Zamiast tego UFC zdecydowało się na walkę o tymczasowy tytuł pomiędzy Cirylem Gane i Derrickiem Lewisem, której zwycięzca zmierzy się z Ngannou i niestety dla Miocica nie został on uwzględniony w żadnym z tych planów.
„Bardzo bym chciał, żeby mnie zapytano,” powiedział Miocic o pominięciu go w walce o tymczasowy tytuł podczas występu w programie The MMA Hour. „Czuję, że rozumiem co robi UFC, to jest biznes, ale jednocześnie uważam, że zasłużyłem na walkę w trylogii (z Ngannou).
Nie zostałem nawet zapytany o walkę tymczasową. Kto wie czy bym ją przyjął, ale po prostu miło by było zostać zapytanym. Po prostu przekonałbym się. Nie wiem (czy bym ją wziął). Nie wiemy. To już za nami.”
Gane ostatecznie rozprawił się z Lewisem przez TKO, co następnie ustawiło go w pozycji do walki unifikacyjnej tytułu z Ngannou na UFC 270 w styczniu.
Podczas gdy teraz niewiele można z tym zrobić, Miocic naprawdę wierzył, że powinien być brany pod uwagę do natychmiastowego rewanżu po tym, jak zdominował Ngannou w ich pierwszej walce jeszcze w 2018 roku.
„Słuchaj, jestem do tego przyzwyczajony”, powiedział Miocic. „Jest, jak jest.

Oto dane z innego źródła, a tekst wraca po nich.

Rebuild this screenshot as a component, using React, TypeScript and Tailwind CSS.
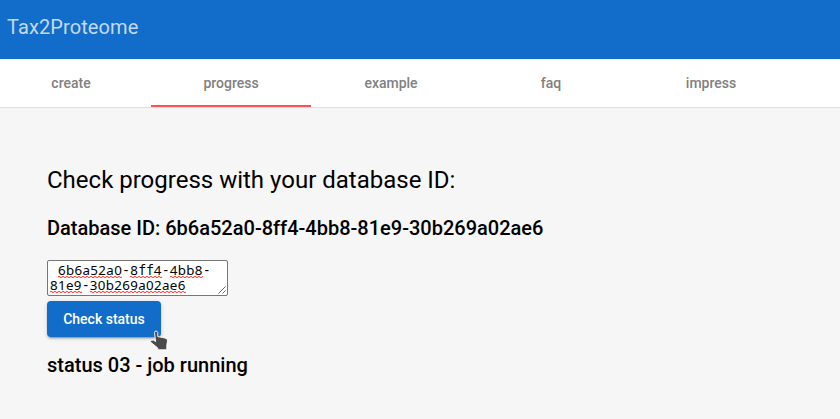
import React from "react";

const tabs = ["create", "progress", "example", "faq", "impress"];

const Misspelled = ({ children }: { children: React.ReactNode }) => (
  <span className="bg-[linear-gradient(90deg,#ff5050_50%,#ffd8d8_50%),linear-gradient(90deg,#ffd8d8_50%,#ff5050_50%)] bg-[length:4px_1px,4px_1px] bg-[position:0_calc(100%_-_2px),0_calc(100%_-_1px)] bg-repeat-x font-['Noto_Sans',sans-serif] tracking-[0.35px]">
    {children}
  </span>
);

export default function App() {
  return (
    <div className="min-h-[419px] bg-[#f6f6f6] font-[Roboto,sans-serif] text-black">
      <header className="flex h-[59px] items-start bg-[#116cca] pl-[7px] pt-[11px]">
        <h1 className="text-[20px] font-normal leading-8 tracking-[0.1px] text-white/75">Tax2Proteome</h1>
      </header>
      <nav className="flex h-[49px] border-b border-[#dfdfdf] bg-white pr-[49px]">
        {tabs.map((tab) => (
          <button
            key={tab}
            className={
              tab === "progress"
                ? "w-40 shrink-0 border-b-2 border-[#ff5252] pt-0.5 text-sm font-medium text-[#808080] first:-ml-[9px]"
                : "w-40 shrink-0 border-b-2 border-transparent pt-0.5 text-sm font-medium text-[#808080] first:-ml-[9px]"
            }
          >
            {tab}
          </button>
        ))}
      </nav>
      <main className="flex flex-col items-start pl-[47px] pt-14">
        <h2 className="text-[24px] font-normal leading-8">Check progress with your database ID:</h2>
        <h3 className="mt-4 text-[20px] font-medium leading-8">
          Database ID: 6b6a52a0-8ff4-4bb8-81e9-30b269a02ae6
        </h3>
        <div className="relative mt-4 h-9 w-[181px] rounded-[2px] border border-[#767676] bg-white px-0.5 py-[2px] font-['DejaVu_Sans_Mono',monospace] text-[13.333px] leading-[15px]">
          <div className="h-[15px] whitespace-pre">
            {" "}
            <Misspelled>6b6a52a0</Misspelled>-
            <Misspelled>
              8<span className="font-['DejaVu_Sans_Mono',monospace] tracking-[-0.2px]">ff</span>4
            </Misspelled>
            -<Misspelled>4bb8</Misspelled>-
          </div>
          <div className="h-[15px]">
            <Misspelled>81e9</Misspelled>-<Misspelled>30b269a02ae6</Misspelled>
          </div>
          <svg className="absolute bottom-px right-px h-2 w-2" viewBox="0 0 8 8" fill="none" stroke="#555">
            <path d="M0.5 7.5 7.5 0.5M4.5 7.5 7.5 4.5" strokeWidth="0.9" />
          </svg>
        </div>
        <div className="relative mt-[5px]">
          <button className="h-9 w-[114px] rounded bg-[#116cca] text-sm font-medium text-white shadow-[0_3px_1px_-2px_rgba(0,0,0,0.2),0_2px_2px_0_rgba(0,0,0,0.14),0_1px_5px_0_rgba(0,0,0,0.12)]">
            Check status
          </button>
          <svg className="absolute left-[102px] top-[28px] h-[22px] w-[20px]" viewBox="0 0 20 22">
            <path
              d="M5.5 3.5C5.5 1.6 8.5 1.6 8.8 3.5V7.6L16 9Q18.8 9.6 18.6 12L17.8 15.5V20.8H8.8V19L1.2 12.8Q2 10.4 4.6 11.2L6.6 12.6Z"
              fill="#4a4a4a"
              stroke="#fff"
              strokeWidth="0.9"
              strokeLinejoin="round"
            />
          </svg>
        </div>
        <h3 className="mt-3 text-[20px] font-medium leading-8">status 03 - job running</h3>
      </main>
    </div>
  );
}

To jest biznes. Rozumiem to, ale w tym samym czasie czuję, że zasługiwałem na trylogię. Wszyscy inni ją dostali oprócz mnie.”
Miocic dodał, że wciąż nie obejrzał ostatniej walki z Ngannou, ale nie widząc ani sekundy materiału, wie dokładnie co poszło nie tak tamtej nocy.
„Pozwoliłem mu dyktować tempo. Pozwoliłem mu robić to, co chciał” – powiedział Miocic. „Ja po prostu nie robiłem tego co chcę, jakby został z tyłu. Zostałem trafiony kilka razy, przyjąłem mocny cios. Zrobiłem wiele rzeczy źle. Ale słuchajcie, wszyscy popełniamy błędy. Co cię nie zabije, to cię wzmocni.
Trafił mnie kilkoma dobrymi ciosami, ale tego lewego sierpowego nie widziałem. Uderzyłem go prawym i wszedłem w ogień z opuszczonymi rękami, a on trafił mnie tym, którego nie widziałem. To był koniec.”
Z Ngannou zajętym co najmniej do stycznia, Miocic utknął teraz z nadzieją, że wciąż dostanie kolejną szansę na zdobycie tytułu w swojej następnej walce.
Jeśli organizacja nie przewiduje takiego scenariusza, 39-letni mieszkaniec Ohio byłby również zainteresowany walką z byłym mistrzem wagi półciężkiej Jonem Jonesem, który planuje zadebiutować w wadze ciężkiej w 2022 roku.
Pojawiły się plotki, że UFC jest zainteresowane rezerwacją takiego pojedynku, ale Jones odmówił walki z kimkolwiek innym niż osoba, która będzie posiadała tytuł mistrzowski w wadze ciężkiej.
„Jestem chętny”, powiedział Miocic o walce z Jonesem. „Nie sądzę, że on tego chciał. Nie znam całej historii, ale jestem chętny. On jednak chce walki o pas. Wiem, że dobrze sobie radził, jest prawdopodobnie jednym z najlepszych w historii, ale wciąż musisz czekać na swoją kolej. To tak jakbym ja przeszedł do wagi półciężkiej i mówił, że chcę walkę o pas.”
Chociaż Miocic chętnie wziąłby walkę z Jonesem, jeśli dostałby taką ofertę od UFC, wciąż skupia się głównie na trylogii z Ngannou i odzyskaniu tytułu mistrza wagi ciężkiej.
To znaczyłoby dla niego więcej niż cokolwiek innego, ale Miocic dodał, że obecnie ma zaplanowaną podróż do Las Vegas w grudniu, aby porozmawiać z UFC o jego przyszłości.
„Będę walczył z każdym, jak zawsze to mówię, ale naprawdę chcę tej trylogii. Ten tytuł był mój. Chcę go z powrotem.
Zdecydowanie chcę dostać trylogię w 2022 roku. Chcę odzyskać mój tytuł. Odzyskać mój pas. Powrócić do normalności. Wszystko wraca do normalności.”